##### Dataset rows
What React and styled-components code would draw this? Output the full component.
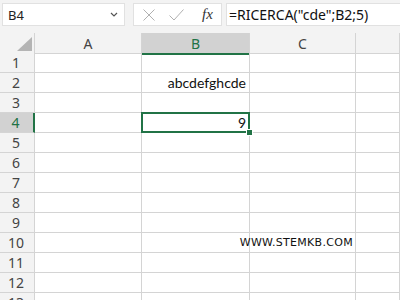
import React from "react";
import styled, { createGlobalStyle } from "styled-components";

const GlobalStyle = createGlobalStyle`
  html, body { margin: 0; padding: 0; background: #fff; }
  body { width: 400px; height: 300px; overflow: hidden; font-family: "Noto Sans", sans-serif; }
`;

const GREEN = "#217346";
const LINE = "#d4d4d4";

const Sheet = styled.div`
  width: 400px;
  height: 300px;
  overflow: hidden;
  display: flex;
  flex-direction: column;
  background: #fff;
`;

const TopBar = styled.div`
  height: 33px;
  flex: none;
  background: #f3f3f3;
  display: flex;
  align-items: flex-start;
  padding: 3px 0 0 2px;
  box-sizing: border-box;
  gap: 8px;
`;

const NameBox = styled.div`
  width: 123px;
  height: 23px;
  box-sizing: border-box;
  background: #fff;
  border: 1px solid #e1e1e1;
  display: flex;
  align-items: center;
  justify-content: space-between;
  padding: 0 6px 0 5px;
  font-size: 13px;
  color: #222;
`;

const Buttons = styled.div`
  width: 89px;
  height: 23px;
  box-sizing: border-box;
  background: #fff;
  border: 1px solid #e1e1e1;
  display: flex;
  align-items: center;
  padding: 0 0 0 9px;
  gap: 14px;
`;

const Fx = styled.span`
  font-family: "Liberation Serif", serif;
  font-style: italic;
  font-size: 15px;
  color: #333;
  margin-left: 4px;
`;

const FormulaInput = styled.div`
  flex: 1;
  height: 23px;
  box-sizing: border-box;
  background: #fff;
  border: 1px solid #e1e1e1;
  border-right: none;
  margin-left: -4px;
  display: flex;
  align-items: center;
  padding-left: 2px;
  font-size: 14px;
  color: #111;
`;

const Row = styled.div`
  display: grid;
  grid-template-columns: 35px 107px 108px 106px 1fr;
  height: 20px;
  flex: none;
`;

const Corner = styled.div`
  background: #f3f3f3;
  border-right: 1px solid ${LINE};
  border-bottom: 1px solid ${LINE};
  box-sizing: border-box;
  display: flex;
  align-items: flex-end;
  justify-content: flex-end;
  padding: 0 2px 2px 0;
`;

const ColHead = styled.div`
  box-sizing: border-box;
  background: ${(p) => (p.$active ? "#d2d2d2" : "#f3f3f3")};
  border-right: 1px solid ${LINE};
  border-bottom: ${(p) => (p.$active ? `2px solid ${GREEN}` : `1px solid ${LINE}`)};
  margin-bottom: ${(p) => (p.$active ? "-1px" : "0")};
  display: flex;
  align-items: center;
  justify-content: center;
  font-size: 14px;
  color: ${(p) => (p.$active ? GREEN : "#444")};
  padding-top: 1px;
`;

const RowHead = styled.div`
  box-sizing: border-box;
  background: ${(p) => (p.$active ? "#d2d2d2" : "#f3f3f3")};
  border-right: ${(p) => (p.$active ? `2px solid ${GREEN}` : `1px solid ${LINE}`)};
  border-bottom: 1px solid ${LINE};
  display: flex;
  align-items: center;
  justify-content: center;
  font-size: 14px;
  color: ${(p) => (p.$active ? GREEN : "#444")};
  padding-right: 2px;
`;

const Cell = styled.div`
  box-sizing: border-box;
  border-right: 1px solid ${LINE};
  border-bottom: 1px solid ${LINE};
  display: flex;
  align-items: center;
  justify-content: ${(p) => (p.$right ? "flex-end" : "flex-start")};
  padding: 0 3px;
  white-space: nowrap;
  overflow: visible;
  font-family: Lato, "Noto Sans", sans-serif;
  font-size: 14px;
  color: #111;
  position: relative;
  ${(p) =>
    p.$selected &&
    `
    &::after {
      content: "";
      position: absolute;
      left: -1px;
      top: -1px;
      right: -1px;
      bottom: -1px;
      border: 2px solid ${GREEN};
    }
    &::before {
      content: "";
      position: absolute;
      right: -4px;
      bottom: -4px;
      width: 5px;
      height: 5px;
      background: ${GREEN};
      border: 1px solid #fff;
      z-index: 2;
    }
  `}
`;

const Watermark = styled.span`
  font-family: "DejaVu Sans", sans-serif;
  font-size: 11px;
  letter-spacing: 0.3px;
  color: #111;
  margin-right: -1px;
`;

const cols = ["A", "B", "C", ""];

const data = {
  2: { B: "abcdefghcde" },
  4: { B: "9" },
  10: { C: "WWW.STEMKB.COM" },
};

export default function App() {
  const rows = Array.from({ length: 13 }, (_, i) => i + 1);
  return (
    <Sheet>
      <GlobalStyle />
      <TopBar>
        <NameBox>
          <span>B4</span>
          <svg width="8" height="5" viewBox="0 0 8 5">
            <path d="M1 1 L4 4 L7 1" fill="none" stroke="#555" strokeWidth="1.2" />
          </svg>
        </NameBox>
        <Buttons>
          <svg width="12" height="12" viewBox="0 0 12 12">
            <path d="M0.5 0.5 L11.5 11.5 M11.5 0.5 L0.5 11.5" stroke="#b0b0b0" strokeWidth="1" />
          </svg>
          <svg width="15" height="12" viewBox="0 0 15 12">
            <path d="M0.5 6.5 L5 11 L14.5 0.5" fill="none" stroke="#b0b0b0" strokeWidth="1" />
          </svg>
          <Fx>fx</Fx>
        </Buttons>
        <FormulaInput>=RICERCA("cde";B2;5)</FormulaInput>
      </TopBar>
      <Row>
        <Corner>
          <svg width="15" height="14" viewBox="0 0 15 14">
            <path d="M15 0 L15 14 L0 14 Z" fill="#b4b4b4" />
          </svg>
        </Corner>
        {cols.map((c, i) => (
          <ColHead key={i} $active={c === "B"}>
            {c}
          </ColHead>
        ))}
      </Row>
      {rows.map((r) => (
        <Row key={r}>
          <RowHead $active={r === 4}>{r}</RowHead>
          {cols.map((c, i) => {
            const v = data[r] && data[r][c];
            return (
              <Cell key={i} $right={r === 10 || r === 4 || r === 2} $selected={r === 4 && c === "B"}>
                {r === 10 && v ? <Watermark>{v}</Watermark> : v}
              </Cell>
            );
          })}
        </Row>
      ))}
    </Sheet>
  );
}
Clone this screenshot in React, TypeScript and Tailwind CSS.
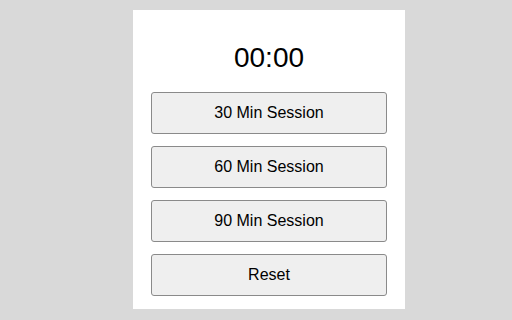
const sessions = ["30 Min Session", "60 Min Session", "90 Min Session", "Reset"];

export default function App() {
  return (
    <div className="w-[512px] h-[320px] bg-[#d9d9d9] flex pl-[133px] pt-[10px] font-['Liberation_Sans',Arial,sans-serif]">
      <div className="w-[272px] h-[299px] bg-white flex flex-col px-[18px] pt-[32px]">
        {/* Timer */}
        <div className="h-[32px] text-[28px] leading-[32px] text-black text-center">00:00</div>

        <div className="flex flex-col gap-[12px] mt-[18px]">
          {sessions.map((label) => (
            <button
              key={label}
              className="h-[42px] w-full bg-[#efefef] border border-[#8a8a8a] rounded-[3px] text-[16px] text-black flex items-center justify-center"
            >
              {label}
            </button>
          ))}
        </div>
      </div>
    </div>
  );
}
##########
Stated problem | Your copy should match the records word for word, with the pictures removed.

Worked solution |
What React and styled-components code would draw this? Output the full component.
import React from "react";
import styled, { createGlobalStyle } from "styled-components";

const GlobalStyle = createGlobalStyle`
  html, body { margin: 0; padding: 0; background: #fff; }
  body { width: 400px; height: 300px; overflow: hidden; font-family: "Noto Sans", sans-serif; }
`;

const GREEN = "#217346";
const LINE = "#d4d4d4";

const Sheet = styled.div`
  width: 400px;
  height: 300px;
  overflow: hidden;
  display: flex;
  flex-direction: column;
  background: #fff;
`;

const TopBar = styled.div`
  height: 33px;
  flex: none;
  background: #f3f3f3;
  display: flex;
  align-items: flex-start;
  padding: 3px 0 0 2px;
  box-sizing: border-box;
  gap: 8px;
`;

const NameBox = styled.div`
  width: 123px;
  height: 23px;
  box-sizing: border-box;
  background: #fff;
  border: 1px solid #e1e1e1;
  display: flex;
  align-items: center;
  justify-content: space-between;
  padding: 0 6px 0 5px;
  font-size: 13px;
  color: #222;
`;

const Buttons = styled.div`
  width: 89px;
  height: 23px;
  box-sizing: border-box;
  background: #fff;
  border: 1px solid #e1e1e1;
  display: flex;
  align-items: center;
  padding: 0 0 0 9px;
  gap: 14px;
`;

const Fx = styled.span`
  font-family: "Liberation Serif", serif;
  font-style: italic;
  font-size: 15px;
  color: #333;
  margin-left: 4px;
`;

const FormulaInput = styled.div`
  flex: 1;
  height: 23px;
  box-sizing: border-box;
  background: #fff;
  border: 1px solid #e1e1e1;
  border-right: none;
  margin-left: -4px;
  display: flex;
  align-items: center;
  padding-left: 2px;
  font-size: 14px;
  color: #111;
`;

const Row = styled.div`
  display: grid;
  grid-template-columns: 35px 107px 108px 106px 1fr;
  height: 20px;
  flex: none;
`;

const Corner = styled.div`
  background: #f3f3f3;
  border-right: 1px solid ${LINE};
  border-bottom: 1px solid ${LINE};
  box-sizing: border-box;
  display: flex;
  align-items: flex-end;
  justify-content: flex-end;
  padding: 0 2px 2px 0;
`;

const ColHead = styled.div`
  box-sizing: border-box;
  background: ${(p) => (p.$active ? "#d2d2d2" : "#f3f3f3")};
  border-right: 1px solid ${LINE};
  border-bottom: ${(p) => (p.$active ? `2px solid ${GREEN}` : `1px solid ${LINE}`)};
  margin-bottom: ${(p) => (p.$active ? "-1px" : "0")};
  display: flex;
  align-items: center;
  justify-content: center;
  font-size: 14px;
  color: ${(p) => (p.$active ? GREEN : "#444")};
  padding-top: 1px;
`;

const RowHead = styled.div`
  box-sizing: border-box;
  background: ${(p) => (p.$active ? "#d2d2d2" : "#f3f3f3")};
  border-right: ${(p) => (p.$active ? `2px solid ${GREEN}` : `1px solid ${LINE}`)};
  border-bottom: 1px solid ${LINE};
  display: flex;
  align-items: center;
  justify-content: center;
  font-size: 14px;
  color: ${(p) => (p.$active ? GREEN : "#444")};
  padding-right: 2px;
`;

const Cell = styled.div`
  box-sizing: border-box;
  border-right: 1px solid ${LINE};
  border-bottom: 1px solid ${LINE};
  display: flex;
  align-items: center;
  justify-content: ${(p) => (p.$right ? "flex-end" : "flex-start")};
  padding: 0 3px;
  white-space: nowrap;
  overflow: visible;
  font-family: Lato, "Noto Sans", sans-serif;
  font-size: 14px;
  color: #111;
  position: relative;
  ${(p) =>
    p.$selected &&
    `
    &::after {
      content: "";
      position: absolute;
      left: -1px;
      top: -1px;
      right: -1px;
      bottom: -1px;
      border: 2px solid ${GREEN};
    }
    &::before {
      content: "";
      position: absolute;
      right: -4px;
      bottom: -4px;
      width: 5px;
      height: 5px;
      background: ${GREEN};
      border: 1px solid #fff;
      z-index: 2;
    }
  `}
`;

const Watermark = styled.span`
  font-family: "DejaVu Sans", sans-serif;
  font-size: 11px;
  letter-spacing: 0.3px;
  color: #111;
  margin-right: -1px;
`;

const cols = ["A", "B", "C", ""];

const data = {
  2: { B: "abcdefghcde" },
  4: { B: "9" },
  10: { C: "WWW.STEMKB.COM" },
};

export default function App() {
  const rows = Array.from({ length: 13 }, (_, i) => i + 1);
  return (
    <Sheet>
      <GlobalStyle />
      <TopBar>
        <NameBox>
          <span>B4</span>
          <svg width="8" height="5" viewBox="0 0 8 5">
            <path d="M1 1 L4 4 L7 1" fill="none" stroke="#555" strokeWidth="1.2" />
          </svg>
        </NameBox>
        <Buttons>
          <svg width="12" height="12" viewBox="0 0 12 12">
            <path d="M0.5 0.5 L11.5 11.5 M11.5 0.5 L0.5 11.5" stroke="#b0b0b0" strokeWidth="1" />
          </svg>
          <svg width="15" height="12" viewBox="0 0 15 12">
            <path d="M0.5 6.5 L5 11 L14.5 0.5" fill="none" stroke="#b0b0b0" strokeWidth="1" />
          </svg>
          <Fx>fx</Fx>
        </Buttons>
        <FormulaInput>=RICERCA("cde";B2;5)</FormulaInput>
      </TopBar>
      <Row>
        <Corner>
          <svg width="15" height="14" viewBox="0 0 15 14">
            <path d="M15 0 L15 14 L0 14 Z" fill="#b4b4b4" />
          </svg>
        </Corner>
        {cols.map((c, i) => (
          <ColHead key={i} $active={c === "B"}>
            {c}
          </ColHead>
        ))}
      </Row>
      {rows.map((r) => (
        <Row key={r}>
          <RowHead $active={r === 4}>{r}</RowHead>
          {cols.map((c, i) => {
            const v = data[r] && data[r][c];
            return (
              <Cell key={i} $right={r === 10 || r === 4 || r === 2} $selected={r === 4 && c === "B"}>
                {r === 10 && v ? <Watermark>{v}</Watermark> : v}
              </Cell>
            );
          })}
        </Row>
      ))}
    </Sheet>
  );
}
Clone this screenshot in React, TypeScript and Tailwind CSS.
const sessions = ["30 Min Session", "60 Min Session", "90 Min Session", "Reset"];

export default function App() {
  return (
    <div className="w-[512px] h-[320px] bg-[#d9d9d9] flex pl-[133px] pt-[10px] font-['Liberation_Sans',Arial,sans-serif]">
      <div className="w-[272px] h-[299px] bg-white flex flex-col px-[18px] pt-[32px]">
        {/* Timer */}
        <div className="h-[32px] text-[28px] leading-[32px] text-black text-center">00:00</div>

        <div className="flex flex-col gap-[12px] mt-[18px]">
          {sessions.map((label) => (
            <button
              key={label}
              className="h-[42px] w-full bg-[#efefef] border border-[#8a8a8a] rounded-[3px] text-[16px] text-black flex items-center justify-center"
            >
              {label}
            </button>
          ))}
        </div>
      </div>
    </div>
  );
}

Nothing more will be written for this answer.